* Task objective *
Filter the listing below, copying every line in which the word "React" appears.

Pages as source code

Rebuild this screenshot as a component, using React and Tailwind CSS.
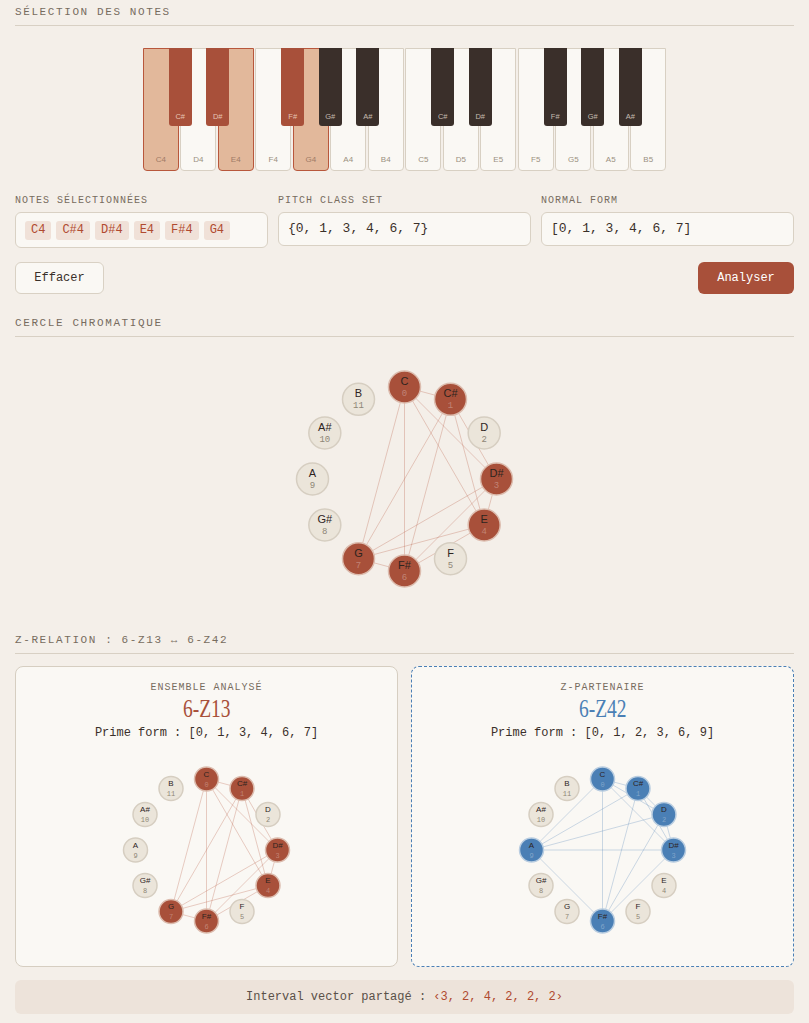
const NOTES = ['C', 'C#', 'D', 'D#', 'E', 'F', 'F#', 'G', 'G#', 'A', 'A#', 'B']

const WHITES = [
  { n: 'C4', on: true }, { n: 'D4' }, { n: 'E4', on: true }, { n: 'F4' }, { n: 'G4', on: true },
  { n: 'A4' }, { n: 'B4' }, { n: 'C5' }, { n: 'D5' }, { n: 'E5' }, { n: 'F5' }, { n: 'G5' },
  { n: 'A5' }, { n: 'B5' },
]

const BLACKS = [
  { n: 'C#', at: 1, on: true }, { n: 'D#', at: 2, on: true }, { n: 'F#', at: 4, on: true },
  { n: 'G#', at: 5 }, { n: 'A#', at: 6 }, { n: 'C#', at: 8 }, { n: 'D#', at: 9 },
  { n: 'F#', at: 11 }, { n: 'G#', at: 12 }, { n: 'A#', at: 13 },
]

const CHIPS = ['C4', 'C#4', 'D#4', 'E4', 'F#4', 'G4']

function Heading({ children }) {
  return (
    <div className="border-b border-[#d8d0c4] pb-[5px] text-[11px] leading-4 tracking-[1.6px] text-[#776c5e]">
      {children}
    </div>
  )
}

function Piano() {
  return (
    <div className="relative mx-auto mt-[22px] flex h-[123px] w-[523.5px] gap-[1.5px] font-['Liberation_Sans',sans-serif]">
      {WHITES.map(k => (
        <div key={k.n}
          className={k.on
            ? 'flex h-full w-[36px] items-end justify-center rounded-b-[4px] border border-[#b8573c] bg-[#e2b89b] pb-[5px] text-[8px] leading-[10px] text-[#a07a66]'
            : 'flex h-full w-[36px] items-end justify-center rounded-b-[4px] border border-[#d8d0c3] bg-[#faf8f4] pb-[5px] text-[8px] leading-[10px] text-[#9a9080]'}>
          {k.n}
        </div>
      ))}
      {BLACKS.map(k => (
        <div key={k.at}
          style={{ left: k.at * 37.5 - 11.5 }}
          className={k.on
            ? 'absolute top-0 flex h-[78px] w-[23px] items-end justify-center rounded-b-[3px] bg-[#a8503a] pb-[4px] text-[7.5px] leading-[10px] text-[#e6c4b4]'
            : 'absolute top-0 flex h-[78px] w-[23px] items-end justify-center rounded-b-[3px] bg-[#3a2f2a] pb-[4px] text-[7.5px] leading-[10px] text-[#c4bab0]'}>
          {k.n}
        </div>
      ))}
    </div>
  )
}

function PcCircle({ w, h, r, nr, set, fill, ring, line, big }) {
  const cx = w / 2
  const cy = h / 2
  const pts = NOTES.map((n, i) => {
    const a = ((i * 30 - 90) * Math.PI) / 180
    return { n, i, x: cx + r * Math.cos(a), y: cy + r * Math.sin(a) }
  })
  const sel = pts.filter(p => set.includes(p.i))
  const lines = []
  for (let a = 0; a < sel.length; a++)
    for (let b = a + 1; b < sel.length; b++) lines.push([sel[a], sel[b]])

  return (
    <svg viewBox={`0 0 ${w} ${h}`} width={w} height={h} className="mx-auto block">
      {lines.map(([p, q]) => (
        <line key={p.i + '-' + q.i} x1={p.x} y1={p.y} x2={q.x} y2={q.y}
          stroke={line} strokeOpacity="0.28" strokeWidth="1" />
      ))}
      {pts.map(p => {
        const on = set.includes(p.i)
        return (
          <g key={p.i}>
            <circle cx={p.x} cy={p.y} r={nr} fill={on ? fill : '#ebe5da'}
              stroke={on ? ring : '#d6cec1'} strokeWidth="1.5" />
            <text x={p.x} y={p.y - (big ? 6 : 4.7)} textAnchor="middle" dominantBaseline="central"
              fontSize={big ? 11 : 8} fill="#2e241e" fontFamily="Liberation Sans, sans-serif">{p.n}</text>
            <text x={p.x} y={p.y + (big ? 7 : 5.7)} textAnchor="middle" dominantBaseline="central"
              fontSize={big ? 9 : 7} fill={on ? '#ffffff' : '#8e8576'} fillOpacity={on ? 0.3 : 1}
              fontFamily="Liberation Mono, monospace">{p.i}</text>
          </g>
        )
      })}
    </svg>
  )
}

function SetCard({ label, name, prime, set, blue }) {
  return (
    <div className={blue
      ? 'h-[301px] rounded-lg border border-dashed border-[#4a7fb5] bg-[#faf8f4] pt-[15px] text-center'
      : 'h-[301px] rounded-lg border border-[#d6cec1] bg-[#faf8f4] pt-[15px] text-center'}>
      <div className="text-[10px] leading-3 tracking-[1px] text-[#776c5e]">{label}</div>
      <div className={blue
        ? "mt-[1px] text-[26px] leading-[28px] text-[#4a7fb5] font-['Liberation_Serif',serif]"
        : "mt-[1px] text-[26px] leading-[28px] text-[#a8503a] font-['Liberation_Serif',serif]"}>
        <span className="inline-block scale-x-75">{name}</span>
      </div>
      <div className="mt-[2px] text-[12px] leading-4 text-[#3a302a]">Prime form : {prime}</div>
      <div className="mt-[14px]">
        <PcCircle w={381} h={190} r={71} nr={12} set={set}
          fill={blue ? '#4a7fb5' : '#a8503a'}
          ring={blue ? '#b9cde0' : '#dcbcae'}
          line={blue ? '#4a7fb5' : '#b5543a'} />
      </div>
    </div>
  )
}

export default function App() {
  return (
    <div className="min-h-screen bg-[#f4efe9] px-[15px] pt-1 pb-2 text-[#3a302a] font-['Liberation_Mono',monospace]">
      <Heading>SÉLECTION DES NOTES</Heading>
      <Piano />

      <div className="mt-[23px] grid grid-cols-3 items-start gap-[10px]">
        <div>
          <div className="mb-1 text-[10px] leading-[14px] tracking-[1px] text-[#776c5e]">NOTES SÉLECTIONNÉES</div>
          <div className="flex h-[36px] items-center gap-[5px] rounded-md border border-[#d9d1c4] bg-[#faf8f4] px-[9px]">
            {CHIPS.map(c => (
              <span key={c} className="rounded-[3px] bg-[#f0e1d8] px-1.5 text-[12px] leading-[19px] text-[#b04a30]">{c}</span>
            ))}
          </div>
        </div>
        <div>
          <div className="mb-1 text-[10px] leading-[14px] tracking-[1px] text-[#776c5e]">PITCH CLASS SET</div>
          <div className="flex h-[34px] items-center rounded-md border border-[#d9d1c4] bg-[#faf8f4] px-[9px] text-[13px]">
            {'{0, 1, 3, 4, 6, 7}'}
          </div>
        </div>
        <div>
          <div className="mb-1 text-[10px] leading-[14px] tracking-[1px] text-[#776c5e]">NORMAL FORM</div>
          <div className="flex h-[34px] items-center rounded-md border border-[#d9d1c4] bg-[#faf8f4] px-[9px] text-[13px]">
            [0, 1, 3, 4, 6, 7]
          </div>
        </div>
      </div>

      <div className="mt-[14px] flex justify-between">
        <button className="h-[32px] w-[89px] rounded-md border border-[#d9d1c4] bg-[#faf8f4] text-[12px] text-[#3a302a]">Effacer</button>
        <button className="h-[32px] w-[96px] rounded-md bg-[#a8503a] text-[12px] text-white">Analyser</button>
      </div>

      <div className="mt-[21px]">
        <Heading>CERCLE CHROMATIQUE</Heading>
      </div>
      <PcCircle w={779} h={284} r={92} nr={16} set={[0, 1, 3, 4, 6, 7]}
        fill="#a8503a" ring="#dcbcae" line="#b5543a" big />

      <div className="mt-[11px]">
        <Heading>Z-RELATION : 6-Z13 ↔ 6-Z42</Heading>
      </div>

      <div className="mt-[12px] grid grid-cols-2 gap-[13px]">
        <SetCard label="ENSEMBLE ANALYSÉ" name="6-Z13" prime="[0, 1, 3, 4, 6, 7]" set={[0, 1, 3, 4, 6, 7]} />
        <SetCard label="Z-PARTENAIRE" name="6-Z42" prime="[0, 1, 2, 3, 6, 9]" set={[0, 1, 2, 3, 6, 9]} blue />
      </div>

      <div className="mt-[13px] flex h-[34px] items-center justify-center rounded-md bg-[#ede3da] text-[12px] text-[#5a5048]">
        Interval vector partagé :&nbsp;<span className="text-[#b04a30]">‹3, 2, 4, 2, 2, 2›</span>
      </div>
    </div>
  )
}
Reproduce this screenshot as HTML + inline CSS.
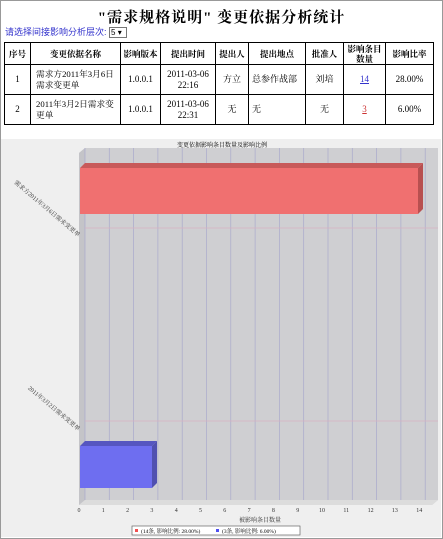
<!DOCTYPE html>
<html><head><meta charset="utf-8"><style>
body{margin:0;width:443px;height:539px;overflow:hidden;background:#fff;font-family:"Liberation Serif","Noto Serif CJK SC",serif;}
.frame{position:absolute;left:0;top:0;width:441px;height:537px;border:1px solid #999;}
h1{position:absolute;top:6px;left:0;width:443px;text-align:center;font-size:15px;font-weight:bold;margin:0;letter-spacing:1px}
.sel{position:absolute;left:5px;top:25px;font-size:9px;color:#3333cc;font-family:"Liberation Sans","Noto Sans CJK SC",sans-serif}
.sel span{display:inline-block;border:1px solid #777;color:#000;font-size:8px;padding:0 1px;width:14px;height:9px;line-height:9px;vertical-align:middle;background:#fff}
table{position:absolute;left:4px;top:42px;border-collapse:collapse;font-size:9px;table-layout:fixed;width:429px}
td{border:1px solid #000;text-align:center;padding:0 3px;line-height:11px}
th{border:1px solid #000;font-size:8.5px;height:21px;line-height:10px;padding:0}
a{color:#33c;text-decoration:underline}
</style></head><body>
<div class="frame"></div>
<h1>"需求规格说明" 变更依据分析统计</h1>
<div class="sel">请选择间接影响分析层次: <span>5 ▾</span></div>
<table>
<colgroup><col style="width:26px"><col style="width:90px"><col style="width:40px"><col style="width:55px"><col style="width:33px"><col style="width:57px"><col style="width:38px"><col style="width:42px"><col style="width:48px"></colgroup>
<tr><th>序号</th><th>变更依据名称</th><th>影响版本</th><th>提出时间</th><th>提出人</th><th>提出地点</th><th>批准人</th><th>影响条目数量</th><th>影响比率</th></tr>
<tr style="height:30px"><td>1</td><td style="text-align:left;padding:0 1px 0 5px;font-size:8.7px">需求方2011年3月6日需求变更单</td><td>1.0.0.1</td><td>2011-03-06 22:16</td><td>方立</td><td style="text-align:left">总参作战部</td><td>刘培</td><td><a>14</a></td><td>28.00%</td></tr>
<tr style="height:30px"><td>2</td><td style="text-align:left;padding:0 1px 0 5px;font-size:8.7px">2011年3月2日需求变更单</td><td>1.0.0.1</td><td>2011-03-06 22:31</td><td>无</td><td style="text-align:left">无</td><td>无</td><td><a style="color:#c33">3</a></td><td>6.00%</td></tr>
</table>
<svg style="position:absolute;left:0;top:0" width="443" height="539" font-family="Liberation Serif, Noto Serif CJK SC, serif">
<rect x="1" y="139" width="440" height="398" fill="#efefef"/>
<text x="222" y="147" font-size="6" text-anchor="middle">变更依据影响条目数量及影响比例</text>
<polygon points="79,153 85,148 438,148 438,500 432,505 79,505" fill="#cfcfd2"/>
<polygon points="79,153 85,148 85,500 79,505" fill="#c4c4c8"/>
<polygon points="79,505 85,500 438,500 432,505" fill="#dcdcdc"/>
<g stroke="#aaaacc" stroke-width="0.7">
<line x1="85" y1="148" x2="85" y2="500"/><line x1="109.3" y1="148" x2="109.3" y2="500"/><line x1="133.6" y1="148" x2="133.6" y2="500"/><line x1="157.9" y1="148" x2="157.9" y2="500"/><line x1="182.2" y1="148" x2="182.2" y2="500"/><line x1="206.5" y1="148" x2="206.5" y2="500"/><line x1="230.8" y1="148" x2="230.8" y2="500"/><line x1="255.1" y1="148" x2="255.1" y2="500"/><line x1="279.4" y1="148" x2="279.4" y2="500"/><line x1="303.7" y1="148" x2="303.7" y2="500"/><line x1="328" y1="148" x2="328" y2="500"/><line x1="352.3" y1="148" x2="352.3" y2="500"/><line x1="376.6" y1="148" x2="376.6" y2="500"/><line x1="400.9" y1="148" x2="400.9" y2="500"/><line x1="425.2" y1="148" x2="425.2" y2="500"/>
</g>
<g stroke="#d8b0c0" stroke-width="0.7"><line x1="85" y1="228" x2="438" y2="228"/><line x1="85" y1="421" x2="438" y2="421"/></g>
<polygon points="80,168 85,163 423,163 418,168" fill="#c85a5a"/>
<polygon points="418,168 423,163 423,209 418,214" fill="#b85050"/>
<rect x="80" y="168" width="338" height="46" fill="#f07070"/>
<polygon points="80,446 85,441 157,441 152,446" fill="#5656c0"/>
<polygon points="152,446 157,441 157,483 152,488" fill="#5050b0"/>
<rect x="80" y="446" width="72" height="42" fill="#6e6ef0"/>
<g font-size="6" text-anchor="middle" fill="#333">
<text x="79" y="512">0</text><text x="103.3" y="512">1</text><text x="127.6" y="512">2</text><text x="151.9" y="512">3</text><text x="176.2" y="512">4</text><text x="200.5" y="512">5</text><text x="224.8" y="512">6</text><text x="249.1" y="512">7</text><text x="273.4" y="512">8</text><text x="297.7" y="512">9</text><text x="322" y="512">10</text><text x="346.3" y="512">11</text><text x="370.6" y="512">12</text><text x="394.9" y="512">13</text><text x="419.2" y="512">14</text>
<text x="260" y="522">被影响条目数量</text>
</g>
<text font-size="6" fill="#333" text-anchor="end" transform="translate(78,237) rotate(40)">需求方2011年3月6日需求变更单</text>
<text font-size="6" fill="#333" text-anchor="end" transform="translate(78,431) rotate(40)">2011年3月2日需求变更单</text>
<rect x="132" y="526" width="168" height="9" fill="#fff" stroke="#666" stroke-width="0.7"/>
<rect x="135" y="529" width="3" height="3" fill="#f05050"/>
<text x="141" y="533" font-size="5.5">(14条, 影响比例: 28.00%)</text>
<rect x="216" y="529" width="3" height="3" fill="#5050f0"/>
<text x="222" y="533" font-size="5.5">(3条, 影响比例: 6.00%)</text>
</svg>
</body></html>
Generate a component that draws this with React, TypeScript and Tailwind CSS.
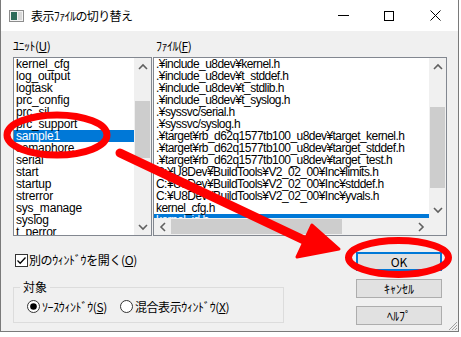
import React from "react";

const units = [
  "kernel_cfg",
  "log_output",
  "logtask",
  "prc_config",
  "prc_sil",
  "prc_support",
  "sample1",
  "semaphore",
  "serial",
  "start",
  "startup",
  "strerror",
  "sys_manage",
  "syslog",
  "t_perror",
];

const files = [
  ".¥include_u8dev¥kernel.h",
  ".¥include_u8dev¥t_stddef.h",
  ".¥include_u8dev¥t_stdlib.h",
  ".¥include_u8dev¥t_syslog.h",
  ".¥syssvc/serial.h",
  ".¥syssvc/syslog.h",
  ".¥target¥rb_d62q1577tb100_u8dev¥target_kernel.h",
  ".¥target¥rb_d62q1577tb100_u8dev¥target_stddef.h",
  ".¥target¥rb_d62q1577tb100_u8dev¥target_test.h",
  "C:¥U8Dev¥BuildTools¥V2_02_00¥Inc¥limits.h",
  "C:¥U8Dev¥BuildTools¥V2_02_00¥Inc¥stddef.h",
  "C:¥U8Dev¥BuildTools¥V2_02_00¥Inc¥yvals.h",
  "kernel_cfg.h",
  "kernel_id.h",
];

const ui = "font-['Noto_Sans_CJK_JP',sans-serif]";
const mono = "font-['Liberation_Sans','Noto_Sans_CJK_JP',sans-serif]";

function Chevron({ dir }: { dir: "up" | "down" | "left" | "right" }) {
  const d = {
    up: "M1 6 L5 2 L9 6",
    down: "M1 2 L5 6 L9 2",
    left: "M6 1 L2 5 L6 9",
    right: "M2 1 L6 5 L2 9",
  }[dir];
  const vert = dir === "up" || dir === "down";
  return (
    <svg width={vert ? 10 : 8} height={vert ? 8 : 10} viewBox={vert ? "0 0 10 8" : "0 0 8 10"}>
      <path d={d} fill="none" stroke="#606060" strokeWidth="1.6" />
    </svg>
  );
}

function VScroll({ thumbTop, thumbH }: { thumbTop: number; thumbH: number }) {
  return (
    <div className="w-[17px] h-full bg-[#f0f0f0] flex flex-col">
      <div className="h-[17px] flex items-center justify-center">
        <Chevron dir="up" />
      </div>
      <div className="flex-1 relative">
        <div
          className="absolute left-[1px] right-[1px] bg-[#cdcdcd]"
          style={{ top: thumbTop, height: thumbH }}
        />
      </div>
      <div className="h-[17px] flex items-center justify-center">
        <Chevron dir="down" />
      </div>
    </div>
  );
}

function Mn({ c }: { c: string }) {
  return <span className="underline underline-offset-[1px]">{c}</span>;
}

function Button({ children, focused }: { children: React.ReactNode; focused?: boolean }) {
  return (
    <div
      className={`w-[86px] h-[19px] flex items-center justify-center bg-[#e1e1e1] text-[12px] text-black ${
        focused ? "border-2 border-[#0078d7]" : "border border-[#adadad]"
      }`}
    >
      {children}
    </div>
  );
}

export default function App() {
  return (
    <div className={`w-[461px] h-[337px] bg-white overflow-hidden relative ${ui}`}>
      <div className="w-[459px] h-[332px] flex flex-col border-l border-r border-b border-[#7a7a7a] bg-[#f0f0f0]">
        {/* title bar */}
        <div className="h-[31px] bg-white flex items-center shrink-0">
          <div className="pl-[8px] pr-[7px] flex items-center">
            <svg width="15" height="12" viewBox="0 0 15 12">
              <rect x="0.5" y="0.5" width="14" height="11" fill="#f4f4f4" stroke="#8c8c8c" />
              <rect x="2" y="2" width="6" height="8" fill="#2e6b5a" />
              <rect x="9" y="2" width="4" height="8" fill="#d8d8d8" />
            </svg>
          </div>
          <span className="text-[12px] tracking-[-0.6px] text-black">表示ﾌｧｲﾙの切り替え</span>
          <div className="ml-auto flex h-full">
            <div className="w-[46px] flex items-center justify-center">
              <div className="w-[11px] h-[1px] bg-black" />
            </div>
            <div className="w-[46px] flex items-center justify-center">
              <div className="w-[10px] h-[10px] border border-black" />
            </div>
            <div className="w-[46px] flex items-center justify-center">
              <svg width="11" height="11" viewBox="0 0 11 11">
                <path d="M0.5 0.5 L10.5 10.5 M10.5 0.5 L0.5 10.5" stroke="#000" strokeWidth="1" />
              </svg>
            </div>
          </div>
        </div>

        {/* body */}
        <div className="flex-1 pl-[12px] pt-[8px]">
          <div className="grid grid-cols-[139px_294px] gap-x-[1px]">
            <div className="h-[18px] text-[12px] leading-[14px] tracking-[-0.5px] text-black">
              ﾕﾆｯﾄ(<Mn c="U" />)
            </div>
            <div className="h-[18px] text-[12px] leading-[14px] tracking-[-0.5px] text-black pl-[3px]">
              ﾌｧｲﾙ(<Mn c="F" />)
            </div>

            {/* unit list */}
            <div className="h-[179px] border border-[#828790] bg-white flex">
              <div className={`flex-1 overflow-hidden ${mono} text-[12px] tracking-[-0.2px]`}>
                {units.map((u) => (
                  <div
                    key={u}
                    className={`h-[12px] leading-[12px] pl-[2px] whitespace-nowrap ${
                      u === "sample1" ? "bg-[#0078d7] text-white" : "text-black"
                    }`}
                  >
                    {u}
                  </div>
                ))}
              </div>
              <VScroll thumbTop={26} thumbH={57} />
            </div>

            {/* file list */}
            <div className="h-[179px] border border-[#828790] bg-white grid grid-cols-[1fr_17px] grid-rows-[1fr_17px]">
              <div className={`overflow-hidden ${mono} text-[12px] tracking-[-0.55px]`}>
                {files.map((f, i) => (
                  <div
                    key={f}
                    className={`h-[12px] leading-[12px] pl-[2px] whitespace-nowrap ${
                      i === files.length - 1 ? "bg-[#0078d7] text-white" : "text-black"
                    }`}
                  >
                    {f}
                  </div>
                ))}
              </div>
              <VScroll thumbTop={32} thumbH={81} />
              <div className="bg-[#f0f0f0] flex items-center">
                <div className="w-[17px] flex items-center justify-center">
                  <Chevron dir="left" />
                </div>
                <div className="w-[171px] h-[15px] bg-[#cdcdcd]" />
                <div className="flex-1" />
                <div className="w-[17px] flex items-center justify-center">
                  <Chevron dir="right" />
                </div>
              </div>
              <div className="bg-[#f0f0f0]" />
            </div>
          </div>

          {/* bottom area */}
          <div className="flex mt-[16px]">
            <div className="w-[271px]">
              <div className="flex items-center h-[14px] ml-[2px] mt-[1px]">
                <div className="w-[13px] h-[13px] border border-[#333] bg-white flex items-center justify-center">
                  <svg width="11" height="11" viewBox="0 0 11 11">
                    <path d="M1.5 5.5 L4.2 8.2 L9.5 2.5" fill="none" stroke="#000" strokeWidth="1.3" />
                  </svg>
                </div>
                <span className="ml-[1px] text-[12px] leading-[14px] tracking-[-0.4px] text-black">
                  別のｳｨﾝﾄﾞｳを開く(<Mn c="O" />)
                </span>
              </div>

              <div className="mt-[20px] h-[36px] border border-[#dcdcdc] relative">
                <span className="absolute -top-[9px] left-[6px] px-[3px] bg-[#f0f0f0] text-[12px] leading-[16px] text-black">
                  対象
                </span>
                <div className="flex items-center h-full pt-[3px] pl-[13px] text-[12px] tracking-[-0.4px] text-black">
                  <div className="flex items-center">
                    <svg width="13" height="13" viewBox="0 0 13 13">
                      <circle cx="6.5" cy="6.5" r="6" fill="#fff" stroke="#333" />
                      <circle cx="6.5" cy="6.5" r="3.3" fill="#000" />
                    </svg>
                    <span className="ml-[2px]">
                      ｿｰｽｳｨﾝﾄﾞｳ(<Mn c="S" />)
                    </span>
                  </div>
                  <div className="flex items-center ml-[13px]">
                    <svg width="13" height="13" viewBox="0 0 13 13">
                      <circle cx="6.5" cy="6.5" r="6" fill="#fff" stroke="#333" />
                    </svg>
                    <span className="ml-[2px]">
                      混合表示ｳｨﾝﾄﾞｳ(<Mn c="X" />)
                    </span>
                  </div>
                </div>
              </div>
            </div>

            <div className="ml-[72px] flex flex-col gap-[8px]">
              <Button focused>OK</Button>
              <Button>ｷｬﾝｾﾙ</Button>
              <Button>ﾍﾙﾌﾟ</Button>
            </div>
          </div>
        </div>
      </div>

      {/* resize grip */}
      <svg className="absolute left-[447px] top-[320px]" width="11" height="11" viewBox="0 0 11 11">
        <path d="M10 2 L2 10 M10 5 L5 10 M10 8 L8 10" stroke="#a0a0a0" strokeWidth="1" />
      </svg>

      {/* red annotations */}
      <svg className="absolute inset-0 pointer-events-none" width="461" height="337" viewBox="0 0 461 337">
        <ellipse cx="57" cy="135" rx="50" ry="20" fill="none" stroke="#ff0000" strokeWidth="7" />
        <line x1="120" y1="153" x2="306" y2="241" stroke="#ff0000" strokeWidth="9" strokeLinecap="round" />
        <polygon points="312,225 339,249 297,257" fill="#ff0000" stroke="#ff0000" strokeWidth="3" strokeLinejoin="round" />
        <ellipse cx="398.5" cy="257.5" rx="50" ry="17" fill="none" stroke="#ff0000" strokeWidth="7" />
      </svg>
    </div>
  );
}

* Response below *
Rebuild this screenshot as a component, using React and Tailwind CSS.
Generate a component that draws this with React, TypeScript and Tailwind CSS.
import React from "react";
function Button({ children, focused }: { children: React.ReactNode; focused?: boolean }) {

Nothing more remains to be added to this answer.